Motorists Party takes hard line on crime

Motorists Party takes hard line on crime

Canberra's drug dealers, prisoners, soft judges and mosque traffic have all been put on notice by the Australian Motorists Party.

Chief Minister Katy Gallagher and petty bureaucrats imposing unreasonable red tape were also warned they were in the party's sights as the motorists launched their election manifesto in Gungahlin this morning.

The Australian Motorist Party Candidates Chic Henry, Burl Doble and David Cumbers chatting after the policy launch in Gungahlin

The Australian Motorist Party Candidates Chic Henry, Burl Doble and David Cumbers chatting after the policy launch in GungahlinCredit:Jeffrey Chan

The party will run a candidate in each electorate with former One Nation member and party spokesman Burl Doble to contest Brindabella while former face of Summnernats Chic Henry will take on Ginninderra.

David Cumbers, another veteran of the party's 2008 campaign, will run in Molonglo.


Mr Doble said that a key policy platform would be a tough-on-crime approach that would take a hard line on soft judges and soft prison conditions.

''We don't believe generally that the judiciary is handing down sentences that need to be handed down,'' Mr Doble said.

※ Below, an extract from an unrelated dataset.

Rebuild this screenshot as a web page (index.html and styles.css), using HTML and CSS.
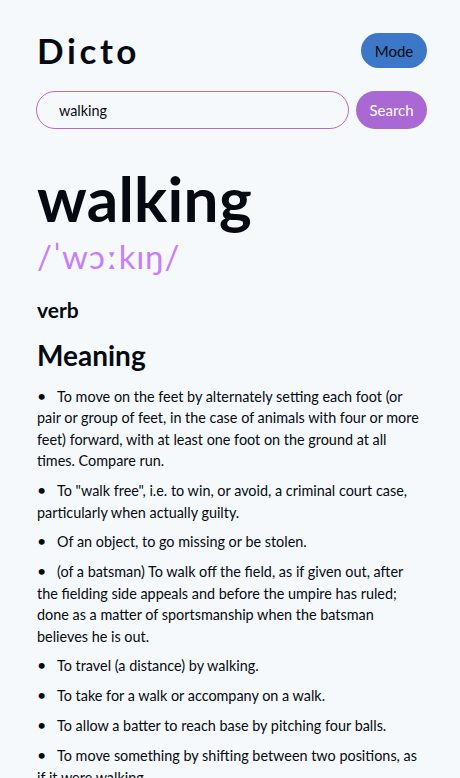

''We have a lot of re-offenders so whatever penalties they're having right now don't work and they have to be increased, we have to get tougher on law and order because as we know, the city is not a safe city to live in any more.

''We need to get rid of the United Nations provisions there and make the jail run like a proper prison.'' The motorists also had no time for a needle exchange program at the Alexander Maconochie Centre. ''A lot of the prisoners already have problems with drugs and to let them inject drugs in prison, is a dangerous situation to us,'' Mr Doble said.

The party launched its policies near the site of the new Gungahlin mosque and Mr Doble said the party had not backed off its concerns about traffic from the development.

''The mosque is going to be built just down the road here and this is one of the areas that's going to be badly affected by traffic when the mosque comes about,'' he said.

''A big problem with the mosque is the time when they hold their services and that's usually late in the afternoon in peak periods and usually there's a lot of traffic around from the shopping centre.

Mr Doble was asked if his party would drop its objections to the mosque if worshippers were prepared to walk, ride or take the bus to their prayers. ''That's fair to say,'' he replied.

Mr Doble had a warning for Katy Gallagher too, declaring the time was right for a change of government.

''This government has been in for a good time now and there are a lot if things that are going astray, if you have a look around the city, everything's deteriorating, our roads are getting worse, the traffic is getting worse, it's not getting catered for and generally Canberra residents are disgruntled about living in Canberra, it's not the way it used to be,'' he said.